Shaun Lucas
Opinion Editor

Last week, company founders announced that the mobile-exclusive streaming service Quibi will shut down in December. The service launched in April, meaning the service had a shorter life span than the Covid-19 pandemic. Quibi is yet another business which struggled during the economic recession of 2020. Although, Quibi certainly wasn’t a local business with little funding. The service was not only co-founded by entertainment industry titans, Jeffrey Katzenberg and Meg Whitman, but also had nearly $2 billion in investor funding, according to The Verge.

Quibi was an app that featured original series, with weekly new episodes of the varied programs. The ability to consistently release content is not only due to high funds and the app’s pre-production, but also due to each episode lasting 10 minutes or less. The gimmick was the service’s exclusivity to cell phones and tablets, intended as an outlet for short, easily-consumable shows while away from home. Quibi subscribers either paid $5 monthly for base membership, or $8 monthly to watch without advertisements.

I vividly remember the last media I saw from Quibi; an advertisement for an exclusive show titled “Dummy.” The show starred Anna Kendrick as Cody, a young adult struggling to maintain a relationship. Somehow, Cody’s boyfriend’s sex doll comes to life, attempting bond with Cody. The series then follows Cody and the doll driving together around the country.

As a fan of bizarre media, I cannot say there isn’t an audience for this strange type of content. With billions in funding to establish a legitimate service, however, it’s ludicrous that the only advertised Quibi content I remember is about Anna Kendrick and a talking sex doll. That, and the advertisements with celebrities awkwardly using phrases such as, “I’ll be done in a ‘Quibi.’”

To be fair, I myself didn’t subscribe to Quibi’s services, only monitoring advertisements to see if any new content on the service interested me. In addition, I prefer watching feature films to episodic series. Understanding that I may not have been Quibi’s intended audience, I’m still confused who exactly is this audience: who wants to pay to watch unmemorable content in an inconvenient manner?

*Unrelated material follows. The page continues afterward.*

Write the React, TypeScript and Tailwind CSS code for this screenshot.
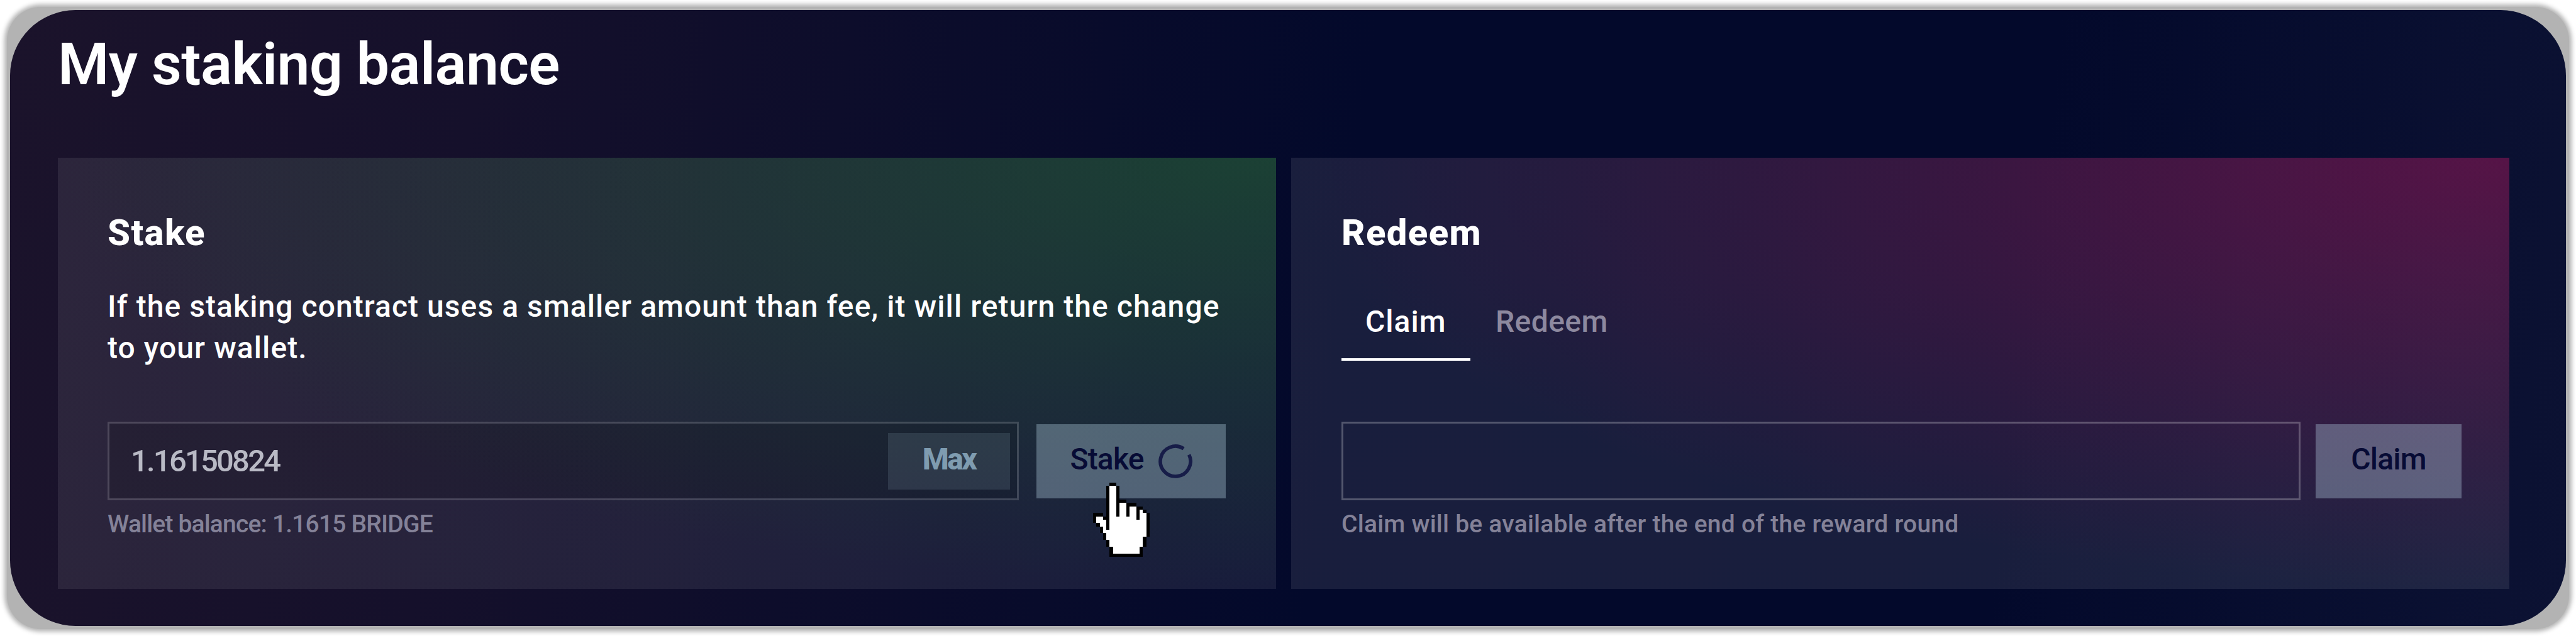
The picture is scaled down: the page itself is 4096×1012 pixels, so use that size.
import type { ReactNode } from "react";

// One character per pixel: # outline, o fill.
const HAND = [
  ".....##..........",
  "....#oo#.........",
  "....#oo#.........",
  "....#oo#.........",
  "....#oo#.........",
  "....#oo###.......",
  "....#oo#oo###....",
  "....#oo#oo#oo##..",
  "....#oo#oo#oo#o#.",
  "###.#oo#oo#oo#oo#",
  "#oo##oooooooo#oo#",
  "#ooo#ooooooooooo#",
  ".#oo#ooooooooooo#",
  "..#o#ooooooooooo#",
  "..#ooooooooooooo#",
  "...#oooooooooooo#",
  "...#ooooooooooo#.",
  "....#oooooooooo#.",
  "....#oooooooooo#.",
  ".....#oooooooo#..",
  ".....#oooooooo#..",
  ".....##########..",
];

function pixels(mark: string) {
  let d = "";
  HAND.forEach((row, y) => {
    for (let x = 0; x < row.length; x++) {
      if (row[x] === mark) d += `M${x} ${y}h1v1h-1z`;
    }
  });
  return d;
}

function HandCursor() {
  return (
    <svg
      className="pointer-events-none absolute left-[90px] top-[93px] h-[118px] w-[90px]"
      viewBox="0 0 17 22"
      preserveAspectRatio="none"
      shapeRendering="crispEdges"
    >
      <path d={pixels("o")} fill="#ffffff" />
      <path d={pixels("#")} fill="#000000" />
    </svg>
  );
}

function Spinner() {
  return (
    <svg className="size-[54px]" viewBox="0 0 54 54" fill="none">
      <path d="M40.1 6.9A24 24 0 1 0 48.6 16.5" stroke="#171d48" strokeWidth="5.6" />
    </svg>
  );
}

function Card({ title, className, children }: { title: string; className: string; children: ReactNode }) {
  return (
    <section className={`h-[686px] w-[1937px] pt-[85px] ${className}`}>
      <h2 className="text-[58px] font-extrabold leading-[68px] tracking-[1.4px]">{title}</h2>
      {children}
    </section>
  );
}

function ActionButton({ className, children }: { className: string; children: ReactNode }) {
  return (
    <button
      className={`relative flex h-[118px] items-center justify-center bg-[rgba(186,215,232,0.35)] text-[48px] font-medium leading-[56px] tracking-[-0.8px] text-[#070b35] ${className}`}
    >
      {children}
    </button>
  );
}

function Hint({ children }: { children: ReactNode }) {
  return <p className="mt-[13px] text-[39px] font-medium leading-[50px] text-[#848298]">{children}</p>;
}

export default function App() {
  return (
    <div className="h-[1012px] w-[4096px] overflow-hidden bg-white p-[11px] font-['Roboto',sans-serif] text-white">
      <div className="h-[990px] rounded-[54px] bg-[#b3b3b3] p-[5px] shadow-[0_0_7px_4px_#b3b3b3]">
        <main className="h-[980px] overflow-hidden rounded-[104px] bg-[#03092b] bg-[linear-gradient(97deg,#1b132b_0%,#15102b_18%,#0d0d2b_32%,#03092b_52%,#03092b_78%,#0c1233_100%)] pl-[76px] pt-[31px]">
          <h1 className="text-[93px] font-semibold leading-[112px] tracking-[-0.55px]">My staking balance</h1>

          <div className="mt-[92px] flex gap-[24px]">
            <Card
              title="Stake"
              className="bg-[radial-gradient(ellipse_100%_100%_at_100%_0%,rgba(30,104,44,0.48)_0%,rgba(30,104,44,0)_100%),linear-gradient(rgba(255,255,255,0.08),rgba(255,255,255,0.08))] pl-[79px] pr-[80px]"
            >
              <p className="mt-[51px] whitespace-nowrap text-[48px] font-medium leading-[66px] tracking-[1.07px]">
                If the staking contract uses a smaller amount than fee, it will return the change
                <br />
                to your wallet.
              </p>
              <div className="mt-[84px] flex items-center gap-[28px]">
                <div className="flex h-[125px] flex-1 items-center justify-between border-[3px] border-white/[0.16] bg-black/[0.12] bg-clip-padding pl-[34px] pr-[11px]">
                  <span className="text-[49px] font-medium leading-[56px] tracking-[-2.8px] text-[#b9bac5]">1.16150824</span>
                  <button className="flex h-[90px] w-[194px] items-center justify-center bg-[rgba(186,215,232,0.13)] pb-[5px] text-[48px] font-extrabold leading-[56px] tracking-[-2.6px] text-[#7f9cb0]">
                    Max
                  </button>
                </div>
                <ActionButton className="w-[301px] gap-[23px]">
                  <span className="pb-[5px]">Stake</span>
                  <Spinner />
                  <HandCursor />
                </ActionButton>
              </div>
              <Hint>
                <span className="tracking-[-0.82px]">Wallet balance: 1.1615 BRIDGE</span>
              </Hint>
            </Card>

            <Card
              title="Redeem"
              className="bg-[radial-gradient(ellipse_100%_100%_at_100%_0%,rgba(140,3,74,0.5)_0%,rgba(140,3,74,0)_100%),linear-gradient(rgba(255,255,255,0.085),rgba(255,255,255,0.085))] pl-[80px] pr-[76px]"
            >
              <div className="mt-[80px] flex text-[48px] font-medium leading-[56px]">
                <span className="w-[205px] border-b-[4px] border-white pb-[30px] pl-[38px] tracking-[1px]">Claim</span>
                <span className="pl-[40px] tracking-[0.4px] text-[#8d899f]">Redeem</span>
              </div>
              <div className="mt-[97px] flex items-center gap-[24px]">
                <div className="h-[125px] flex-1 border-[3px] border-white/25 bg-clip-padding" />
                <ActionButton className="w-[232px]">
                  <span className="pb-[5px]">Claim</span>
                </ActionButton>
              </div>
              <Hint>
                <span className="tracking-[0.24px]">Claim will be available after the end of the reward round</span>
              </Hint>
            </Card>
          </div>
        </main>
      </div>
    </div>
  );
}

To clarify the app’s inconvenience: Quibi truly is only accessible on handheld devices: the service cannot be streamed on televisions, consoles, nor laptops. Even if there’s content that one would appreciate, it would all be restricted on limited devices. Plus, if you enjoy watching shows with your friends, it’d be difficult if the shows only play on such small screens. I’ve read this strict exclusivity is so shows can use both landscape and portrait mode based on the orientation of the viewer’s device. Ironically, this adjustment for convenience leads to a string of glaring inconveniences.

Quibi attempted to capitalize on a surplused market, as other quick, assessable content-based apps already thrive. For example, YouTube gives access to billions of hours worth of content on a mobile device while away, and still gives the option of viewing on home devices. YouTube also offers much of their content for free. Other free apps such as Twitter and Instagram also provide quick entertainment for no charge. Even other paid services, such as Netflix, already allow you to watch renowned shows and films on your mobile device.

Some may criticize my insults towards Quibi’s shows, despite never trying the service myself. Yet, I’d wager none of this article’s readers have heard any of their peers even mentioning a show from Quibi. Also, the fact that Quibi lasted less than a year, regardless of its outrageous funding and celebrity support, doesn’t show promise in the shows’ quality.

From concept alone, Quibi seems impossible to make successful in the current entertainment ecosystem. Although, after reading Katzenberg’s response to laid-off Quibi employees, perhaps poor management was also a massive obstacle for the service. The Wall Street Journal released this statement: “During a video call with employees Wednesday, an emotional Mr. Katzenberg suggested Quibi staffers listen to the song ‘Get Back Up Again,’ sung by actress Anna Kendrick in the animated film ‘Trolls,’ to buoy their spirit.” Kendrick will now be associated with two brutal Quibi missteps: the creation of “Dummy,” and Katzenburg telling unemployed adults to feel better by listening to a children’s song. Hopefully Kendrick and the many laid-off Quibi employees will continue to find substantial employment during the cruel pandemic.